— START OF DATASET RECORDS —

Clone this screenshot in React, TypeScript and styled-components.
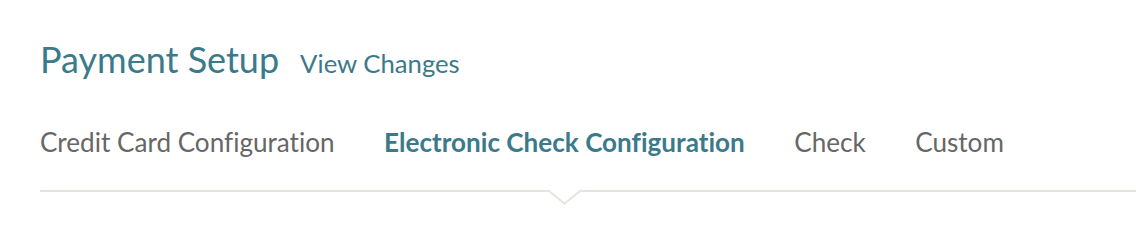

— END OF DATASET RECORDS —
— START OF DATASET RECORDS —

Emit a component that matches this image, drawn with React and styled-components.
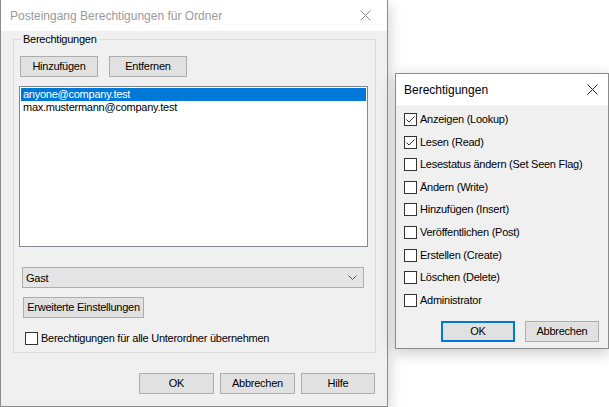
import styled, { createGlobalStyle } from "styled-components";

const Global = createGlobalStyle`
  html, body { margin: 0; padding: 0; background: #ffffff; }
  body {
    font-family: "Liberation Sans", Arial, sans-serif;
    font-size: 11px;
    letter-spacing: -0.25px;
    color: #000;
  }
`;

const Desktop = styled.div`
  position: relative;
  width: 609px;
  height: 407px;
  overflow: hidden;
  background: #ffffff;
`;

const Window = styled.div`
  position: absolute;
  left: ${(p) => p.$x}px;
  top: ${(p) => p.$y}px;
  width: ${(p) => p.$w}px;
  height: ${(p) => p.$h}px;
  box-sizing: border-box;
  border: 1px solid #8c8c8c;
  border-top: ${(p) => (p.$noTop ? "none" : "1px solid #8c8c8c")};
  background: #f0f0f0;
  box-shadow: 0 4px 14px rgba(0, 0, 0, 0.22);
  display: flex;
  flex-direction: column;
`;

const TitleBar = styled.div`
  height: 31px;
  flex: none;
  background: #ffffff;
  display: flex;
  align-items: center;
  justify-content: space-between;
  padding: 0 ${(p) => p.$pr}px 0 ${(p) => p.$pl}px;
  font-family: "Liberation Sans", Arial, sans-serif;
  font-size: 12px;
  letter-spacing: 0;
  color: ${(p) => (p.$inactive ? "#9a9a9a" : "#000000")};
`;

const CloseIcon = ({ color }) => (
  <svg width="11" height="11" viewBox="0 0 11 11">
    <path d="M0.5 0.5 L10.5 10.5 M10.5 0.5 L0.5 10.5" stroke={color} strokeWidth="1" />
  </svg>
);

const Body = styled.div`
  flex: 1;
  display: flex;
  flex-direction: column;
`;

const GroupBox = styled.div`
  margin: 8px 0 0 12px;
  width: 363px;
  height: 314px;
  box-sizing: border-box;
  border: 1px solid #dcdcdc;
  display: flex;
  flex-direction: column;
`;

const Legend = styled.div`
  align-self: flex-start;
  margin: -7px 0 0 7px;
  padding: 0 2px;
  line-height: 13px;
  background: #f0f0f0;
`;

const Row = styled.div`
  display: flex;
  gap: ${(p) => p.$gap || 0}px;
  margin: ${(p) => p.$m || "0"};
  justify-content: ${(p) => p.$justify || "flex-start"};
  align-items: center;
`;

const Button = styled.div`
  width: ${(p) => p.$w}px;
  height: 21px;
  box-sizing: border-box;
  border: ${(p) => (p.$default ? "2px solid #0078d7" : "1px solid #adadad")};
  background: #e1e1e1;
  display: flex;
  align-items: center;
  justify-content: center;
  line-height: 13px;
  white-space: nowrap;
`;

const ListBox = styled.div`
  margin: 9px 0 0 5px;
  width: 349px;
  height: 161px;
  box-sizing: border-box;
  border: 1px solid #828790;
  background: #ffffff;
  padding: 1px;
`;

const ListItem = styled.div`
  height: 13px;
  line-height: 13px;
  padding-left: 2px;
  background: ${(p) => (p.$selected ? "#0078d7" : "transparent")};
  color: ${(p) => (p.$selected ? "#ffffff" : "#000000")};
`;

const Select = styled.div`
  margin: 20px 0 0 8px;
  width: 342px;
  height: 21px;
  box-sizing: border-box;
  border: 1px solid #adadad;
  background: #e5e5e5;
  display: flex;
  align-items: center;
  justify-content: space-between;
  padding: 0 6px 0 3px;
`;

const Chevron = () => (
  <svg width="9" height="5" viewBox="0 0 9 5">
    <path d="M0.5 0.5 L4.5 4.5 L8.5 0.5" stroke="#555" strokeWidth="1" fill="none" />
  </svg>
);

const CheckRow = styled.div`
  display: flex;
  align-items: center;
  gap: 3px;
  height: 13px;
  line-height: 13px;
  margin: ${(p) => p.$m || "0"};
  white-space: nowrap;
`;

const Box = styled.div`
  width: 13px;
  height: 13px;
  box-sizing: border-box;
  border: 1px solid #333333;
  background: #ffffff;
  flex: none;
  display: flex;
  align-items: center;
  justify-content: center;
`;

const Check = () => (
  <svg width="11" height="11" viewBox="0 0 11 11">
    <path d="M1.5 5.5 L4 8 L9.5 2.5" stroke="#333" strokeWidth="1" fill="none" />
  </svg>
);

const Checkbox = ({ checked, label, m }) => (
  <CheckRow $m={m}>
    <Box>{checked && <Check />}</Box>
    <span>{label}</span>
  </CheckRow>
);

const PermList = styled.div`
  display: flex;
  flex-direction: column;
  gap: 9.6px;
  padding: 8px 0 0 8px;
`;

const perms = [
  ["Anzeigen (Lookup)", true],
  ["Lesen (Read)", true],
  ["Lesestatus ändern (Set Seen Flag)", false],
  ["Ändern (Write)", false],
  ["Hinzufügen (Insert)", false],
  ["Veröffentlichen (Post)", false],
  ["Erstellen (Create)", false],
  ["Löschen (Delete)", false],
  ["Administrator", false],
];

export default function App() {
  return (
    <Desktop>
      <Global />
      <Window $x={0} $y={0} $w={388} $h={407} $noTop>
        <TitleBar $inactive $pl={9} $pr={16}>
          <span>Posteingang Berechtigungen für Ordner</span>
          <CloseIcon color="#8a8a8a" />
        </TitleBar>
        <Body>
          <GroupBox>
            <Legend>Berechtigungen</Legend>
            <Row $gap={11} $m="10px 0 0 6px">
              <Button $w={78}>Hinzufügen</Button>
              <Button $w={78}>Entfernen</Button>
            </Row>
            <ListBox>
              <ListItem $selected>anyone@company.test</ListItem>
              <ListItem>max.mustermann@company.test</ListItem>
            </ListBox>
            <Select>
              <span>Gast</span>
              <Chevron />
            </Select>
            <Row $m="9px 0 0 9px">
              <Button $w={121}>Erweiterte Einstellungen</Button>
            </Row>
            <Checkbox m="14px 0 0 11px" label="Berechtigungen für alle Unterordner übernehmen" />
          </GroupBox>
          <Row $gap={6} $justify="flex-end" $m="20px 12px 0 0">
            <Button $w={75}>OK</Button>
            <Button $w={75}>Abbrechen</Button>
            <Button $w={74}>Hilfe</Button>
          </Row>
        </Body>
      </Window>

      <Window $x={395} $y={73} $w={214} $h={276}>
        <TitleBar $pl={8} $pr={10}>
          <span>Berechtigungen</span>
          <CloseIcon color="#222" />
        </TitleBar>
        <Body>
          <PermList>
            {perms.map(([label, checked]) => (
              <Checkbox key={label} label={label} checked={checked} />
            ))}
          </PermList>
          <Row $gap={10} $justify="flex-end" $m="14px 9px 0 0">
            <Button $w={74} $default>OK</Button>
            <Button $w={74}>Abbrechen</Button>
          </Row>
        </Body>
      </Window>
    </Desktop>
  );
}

— END OF DATASET RECORDS —
— START OF DATASET RECORDS —

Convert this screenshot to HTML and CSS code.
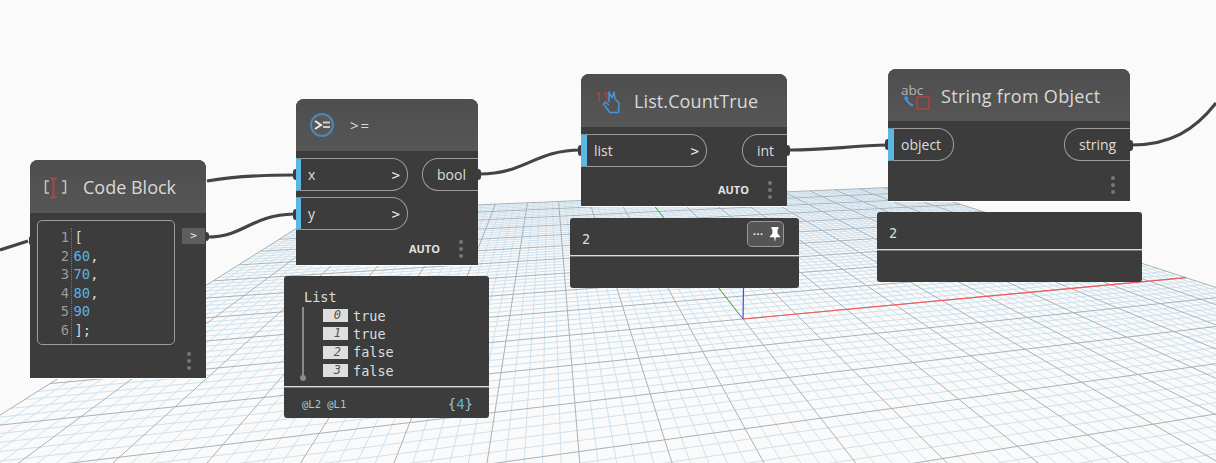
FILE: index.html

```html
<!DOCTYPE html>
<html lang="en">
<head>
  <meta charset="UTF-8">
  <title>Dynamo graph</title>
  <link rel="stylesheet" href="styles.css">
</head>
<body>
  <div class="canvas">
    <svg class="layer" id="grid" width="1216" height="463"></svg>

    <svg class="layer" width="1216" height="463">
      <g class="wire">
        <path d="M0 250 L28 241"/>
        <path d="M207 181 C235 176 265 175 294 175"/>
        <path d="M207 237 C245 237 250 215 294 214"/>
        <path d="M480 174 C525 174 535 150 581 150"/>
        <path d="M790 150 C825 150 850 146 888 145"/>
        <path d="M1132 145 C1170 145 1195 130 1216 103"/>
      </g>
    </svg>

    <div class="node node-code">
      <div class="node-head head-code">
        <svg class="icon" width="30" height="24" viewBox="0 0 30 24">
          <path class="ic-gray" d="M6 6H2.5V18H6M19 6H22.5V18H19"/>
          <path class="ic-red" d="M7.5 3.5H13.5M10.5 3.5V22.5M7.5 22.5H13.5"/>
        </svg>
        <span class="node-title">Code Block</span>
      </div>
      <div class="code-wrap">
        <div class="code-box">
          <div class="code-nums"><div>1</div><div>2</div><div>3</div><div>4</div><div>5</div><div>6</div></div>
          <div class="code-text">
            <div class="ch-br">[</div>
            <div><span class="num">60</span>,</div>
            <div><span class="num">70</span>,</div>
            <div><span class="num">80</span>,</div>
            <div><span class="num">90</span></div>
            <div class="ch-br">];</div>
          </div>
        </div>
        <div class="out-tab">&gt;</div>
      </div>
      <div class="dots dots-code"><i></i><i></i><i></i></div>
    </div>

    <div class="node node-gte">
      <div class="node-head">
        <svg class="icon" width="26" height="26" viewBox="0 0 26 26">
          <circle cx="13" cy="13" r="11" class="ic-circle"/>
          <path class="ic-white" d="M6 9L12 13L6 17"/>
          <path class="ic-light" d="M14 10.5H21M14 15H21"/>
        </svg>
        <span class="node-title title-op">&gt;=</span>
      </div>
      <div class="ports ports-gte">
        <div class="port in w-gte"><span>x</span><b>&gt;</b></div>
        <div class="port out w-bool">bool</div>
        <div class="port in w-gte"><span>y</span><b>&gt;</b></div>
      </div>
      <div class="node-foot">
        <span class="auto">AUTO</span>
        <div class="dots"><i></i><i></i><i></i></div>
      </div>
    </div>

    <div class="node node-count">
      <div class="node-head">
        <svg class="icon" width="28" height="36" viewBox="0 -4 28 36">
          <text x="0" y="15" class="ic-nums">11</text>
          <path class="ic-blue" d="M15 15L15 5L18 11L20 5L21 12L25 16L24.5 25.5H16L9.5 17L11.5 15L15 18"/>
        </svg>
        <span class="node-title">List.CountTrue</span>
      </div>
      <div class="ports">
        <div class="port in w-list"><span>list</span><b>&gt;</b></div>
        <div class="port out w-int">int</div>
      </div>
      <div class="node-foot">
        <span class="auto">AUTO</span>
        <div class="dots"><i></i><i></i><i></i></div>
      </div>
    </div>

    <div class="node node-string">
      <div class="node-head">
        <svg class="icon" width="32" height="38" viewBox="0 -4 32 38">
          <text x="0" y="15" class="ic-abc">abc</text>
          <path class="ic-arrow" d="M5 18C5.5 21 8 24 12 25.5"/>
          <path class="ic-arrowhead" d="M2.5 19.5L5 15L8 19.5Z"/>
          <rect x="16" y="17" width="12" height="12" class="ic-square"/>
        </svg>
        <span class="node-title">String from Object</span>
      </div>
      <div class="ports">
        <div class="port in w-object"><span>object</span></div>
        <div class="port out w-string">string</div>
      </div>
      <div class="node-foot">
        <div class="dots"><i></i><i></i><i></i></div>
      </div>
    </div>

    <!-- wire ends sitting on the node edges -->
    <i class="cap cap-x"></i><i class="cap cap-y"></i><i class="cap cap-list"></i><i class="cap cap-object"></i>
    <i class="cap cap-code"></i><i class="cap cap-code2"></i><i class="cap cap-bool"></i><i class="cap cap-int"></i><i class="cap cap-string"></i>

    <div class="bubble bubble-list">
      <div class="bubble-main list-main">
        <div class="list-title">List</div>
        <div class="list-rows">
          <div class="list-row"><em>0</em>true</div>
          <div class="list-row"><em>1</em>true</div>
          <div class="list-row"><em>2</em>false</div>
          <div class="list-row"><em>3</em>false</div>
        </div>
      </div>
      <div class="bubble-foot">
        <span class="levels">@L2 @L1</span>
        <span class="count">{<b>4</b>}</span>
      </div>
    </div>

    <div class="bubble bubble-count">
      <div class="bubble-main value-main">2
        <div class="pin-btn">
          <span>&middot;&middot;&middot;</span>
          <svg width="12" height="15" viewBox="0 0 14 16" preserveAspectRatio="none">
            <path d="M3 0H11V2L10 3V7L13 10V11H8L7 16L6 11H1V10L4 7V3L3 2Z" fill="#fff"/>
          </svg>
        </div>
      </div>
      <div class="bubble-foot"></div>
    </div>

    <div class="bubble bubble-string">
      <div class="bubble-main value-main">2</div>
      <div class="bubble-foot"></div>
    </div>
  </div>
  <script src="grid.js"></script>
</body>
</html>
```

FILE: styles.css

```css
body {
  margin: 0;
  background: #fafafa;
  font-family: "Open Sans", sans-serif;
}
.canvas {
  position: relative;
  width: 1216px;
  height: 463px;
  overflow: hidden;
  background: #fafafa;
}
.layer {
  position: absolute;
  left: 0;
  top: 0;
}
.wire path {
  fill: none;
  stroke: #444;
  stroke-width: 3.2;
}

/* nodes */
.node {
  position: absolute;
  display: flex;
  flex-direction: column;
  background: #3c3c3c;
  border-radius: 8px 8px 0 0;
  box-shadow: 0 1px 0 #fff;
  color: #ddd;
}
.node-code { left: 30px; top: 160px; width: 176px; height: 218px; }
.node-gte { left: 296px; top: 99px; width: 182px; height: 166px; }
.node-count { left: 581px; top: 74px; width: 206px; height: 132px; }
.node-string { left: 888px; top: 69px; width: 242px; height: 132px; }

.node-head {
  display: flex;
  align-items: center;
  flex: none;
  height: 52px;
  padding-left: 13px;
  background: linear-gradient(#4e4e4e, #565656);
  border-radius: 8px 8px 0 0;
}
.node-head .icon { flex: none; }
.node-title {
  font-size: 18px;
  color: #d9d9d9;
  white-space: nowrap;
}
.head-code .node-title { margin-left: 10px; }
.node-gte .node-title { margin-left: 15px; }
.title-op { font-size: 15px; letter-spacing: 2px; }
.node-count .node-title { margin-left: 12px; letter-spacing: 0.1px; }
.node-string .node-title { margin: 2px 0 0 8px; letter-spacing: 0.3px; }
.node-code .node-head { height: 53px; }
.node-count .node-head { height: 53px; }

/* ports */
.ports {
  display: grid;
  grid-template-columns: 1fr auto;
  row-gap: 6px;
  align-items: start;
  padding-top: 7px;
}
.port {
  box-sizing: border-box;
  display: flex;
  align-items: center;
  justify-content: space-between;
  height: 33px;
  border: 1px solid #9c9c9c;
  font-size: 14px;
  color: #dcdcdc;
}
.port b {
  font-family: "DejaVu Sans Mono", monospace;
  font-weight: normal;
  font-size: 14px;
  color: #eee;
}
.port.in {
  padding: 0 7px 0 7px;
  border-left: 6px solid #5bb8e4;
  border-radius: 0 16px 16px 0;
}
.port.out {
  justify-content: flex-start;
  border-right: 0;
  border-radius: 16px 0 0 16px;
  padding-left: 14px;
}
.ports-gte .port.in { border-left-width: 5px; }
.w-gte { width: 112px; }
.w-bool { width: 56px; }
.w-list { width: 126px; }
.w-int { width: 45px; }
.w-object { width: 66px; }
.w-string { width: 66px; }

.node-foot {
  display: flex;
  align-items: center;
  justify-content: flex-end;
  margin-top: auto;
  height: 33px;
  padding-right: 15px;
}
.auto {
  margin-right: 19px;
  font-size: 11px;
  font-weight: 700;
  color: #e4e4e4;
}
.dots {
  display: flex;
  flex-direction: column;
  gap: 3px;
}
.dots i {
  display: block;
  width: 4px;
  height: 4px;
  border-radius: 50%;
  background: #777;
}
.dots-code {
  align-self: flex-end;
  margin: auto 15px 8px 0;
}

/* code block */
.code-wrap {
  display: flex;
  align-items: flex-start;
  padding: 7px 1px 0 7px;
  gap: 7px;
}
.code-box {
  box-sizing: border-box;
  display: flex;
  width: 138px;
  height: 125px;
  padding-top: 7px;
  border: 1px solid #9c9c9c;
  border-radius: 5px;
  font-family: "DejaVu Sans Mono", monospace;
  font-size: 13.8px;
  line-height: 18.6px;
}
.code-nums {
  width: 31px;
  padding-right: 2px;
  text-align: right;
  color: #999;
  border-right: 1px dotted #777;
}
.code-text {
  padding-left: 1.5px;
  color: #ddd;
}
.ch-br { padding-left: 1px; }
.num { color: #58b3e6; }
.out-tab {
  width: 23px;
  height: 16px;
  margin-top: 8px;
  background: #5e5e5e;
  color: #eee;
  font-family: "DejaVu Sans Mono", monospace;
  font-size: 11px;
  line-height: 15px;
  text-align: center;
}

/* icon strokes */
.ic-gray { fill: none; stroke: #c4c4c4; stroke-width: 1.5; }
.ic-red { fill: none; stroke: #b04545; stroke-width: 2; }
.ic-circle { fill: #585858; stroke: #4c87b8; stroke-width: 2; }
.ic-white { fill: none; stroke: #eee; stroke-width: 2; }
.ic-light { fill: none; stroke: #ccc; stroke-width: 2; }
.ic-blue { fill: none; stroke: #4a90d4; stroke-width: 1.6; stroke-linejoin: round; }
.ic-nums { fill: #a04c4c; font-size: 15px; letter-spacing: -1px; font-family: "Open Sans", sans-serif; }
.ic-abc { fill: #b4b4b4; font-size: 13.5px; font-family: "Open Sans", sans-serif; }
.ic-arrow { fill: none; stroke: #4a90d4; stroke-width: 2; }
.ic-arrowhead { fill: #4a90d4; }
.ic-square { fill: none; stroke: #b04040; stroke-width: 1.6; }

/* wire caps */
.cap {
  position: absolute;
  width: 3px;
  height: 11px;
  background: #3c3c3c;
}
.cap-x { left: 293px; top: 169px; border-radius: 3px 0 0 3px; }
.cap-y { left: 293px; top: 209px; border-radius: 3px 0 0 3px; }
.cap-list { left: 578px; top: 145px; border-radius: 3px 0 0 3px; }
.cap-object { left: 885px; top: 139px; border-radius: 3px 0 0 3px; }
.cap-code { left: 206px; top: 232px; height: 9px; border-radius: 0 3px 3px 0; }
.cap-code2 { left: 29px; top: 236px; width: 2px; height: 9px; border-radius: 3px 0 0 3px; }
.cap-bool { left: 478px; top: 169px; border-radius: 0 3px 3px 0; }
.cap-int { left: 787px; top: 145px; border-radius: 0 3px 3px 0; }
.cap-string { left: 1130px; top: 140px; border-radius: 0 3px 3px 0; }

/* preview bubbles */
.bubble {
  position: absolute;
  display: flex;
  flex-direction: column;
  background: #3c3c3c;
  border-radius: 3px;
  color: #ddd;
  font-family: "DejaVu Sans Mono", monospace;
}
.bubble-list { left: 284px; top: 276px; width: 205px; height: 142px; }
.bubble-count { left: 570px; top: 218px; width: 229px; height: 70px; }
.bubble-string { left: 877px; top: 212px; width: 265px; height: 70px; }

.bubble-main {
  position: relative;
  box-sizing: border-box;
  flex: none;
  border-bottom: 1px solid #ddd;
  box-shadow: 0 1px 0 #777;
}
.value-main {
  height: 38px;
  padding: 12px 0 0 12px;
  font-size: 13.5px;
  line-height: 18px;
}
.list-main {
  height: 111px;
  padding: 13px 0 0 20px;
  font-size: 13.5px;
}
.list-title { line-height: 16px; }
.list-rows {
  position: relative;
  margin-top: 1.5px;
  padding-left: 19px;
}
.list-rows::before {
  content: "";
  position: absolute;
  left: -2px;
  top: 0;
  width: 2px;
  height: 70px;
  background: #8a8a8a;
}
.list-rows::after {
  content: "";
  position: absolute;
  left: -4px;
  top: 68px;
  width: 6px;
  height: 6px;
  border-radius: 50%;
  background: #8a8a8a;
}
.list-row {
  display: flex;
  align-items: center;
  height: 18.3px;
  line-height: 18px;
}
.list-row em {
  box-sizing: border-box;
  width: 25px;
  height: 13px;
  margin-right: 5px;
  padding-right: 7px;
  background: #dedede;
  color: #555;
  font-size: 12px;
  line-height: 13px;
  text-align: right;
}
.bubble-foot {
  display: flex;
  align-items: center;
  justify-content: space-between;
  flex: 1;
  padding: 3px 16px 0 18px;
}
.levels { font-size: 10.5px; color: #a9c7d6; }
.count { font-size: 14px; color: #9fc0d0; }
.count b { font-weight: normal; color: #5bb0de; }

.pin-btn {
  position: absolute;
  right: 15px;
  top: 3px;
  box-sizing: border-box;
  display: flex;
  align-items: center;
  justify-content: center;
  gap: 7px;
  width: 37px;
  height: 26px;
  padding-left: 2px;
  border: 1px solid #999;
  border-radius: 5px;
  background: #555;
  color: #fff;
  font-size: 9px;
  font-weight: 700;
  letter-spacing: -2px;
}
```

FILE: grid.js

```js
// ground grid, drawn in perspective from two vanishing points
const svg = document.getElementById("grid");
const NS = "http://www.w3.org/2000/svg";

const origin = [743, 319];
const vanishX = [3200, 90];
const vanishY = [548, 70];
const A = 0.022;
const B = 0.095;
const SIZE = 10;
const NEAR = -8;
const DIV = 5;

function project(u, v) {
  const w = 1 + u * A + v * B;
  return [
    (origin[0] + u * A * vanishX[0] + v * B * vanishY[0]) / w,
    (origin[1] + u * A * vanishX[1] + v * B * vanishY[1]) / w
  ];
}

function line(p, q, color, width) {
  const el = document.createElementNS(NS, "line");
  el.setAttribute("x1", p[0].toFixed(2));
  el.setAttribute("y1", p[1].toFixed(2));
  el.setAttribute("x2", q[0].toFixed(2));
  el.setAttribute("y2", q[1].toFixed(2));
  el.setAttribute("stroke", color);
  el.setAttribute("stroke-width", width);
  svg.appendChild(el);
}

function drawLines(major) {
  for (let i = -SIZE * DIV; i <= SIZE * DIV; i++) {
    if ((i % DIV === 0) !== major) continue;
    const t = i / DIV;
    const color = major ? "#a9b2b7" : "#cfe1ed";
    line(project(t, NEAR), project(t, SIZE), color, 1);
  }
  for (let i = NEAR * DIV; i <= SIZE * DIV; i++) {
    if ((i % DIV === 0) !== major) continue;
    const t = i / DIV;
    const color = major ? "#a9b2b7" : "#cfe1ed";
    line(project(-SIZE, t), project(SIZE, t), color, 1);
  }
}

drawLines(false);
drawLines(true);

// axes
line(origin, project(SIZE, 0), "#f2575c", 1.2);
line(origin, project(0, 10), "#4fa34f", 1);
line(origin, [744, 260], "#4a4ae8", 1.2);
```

— END OF DATASET RECORDS —

__WHAT THE TASK REQUIRES__: Choose all lines containing the string "drawn" and copy them out.

__FULL ANSWER__:
Emit a component that matches this image, drawn with React and styled-components.
// ground grid, drawn in perspective from two vanishing points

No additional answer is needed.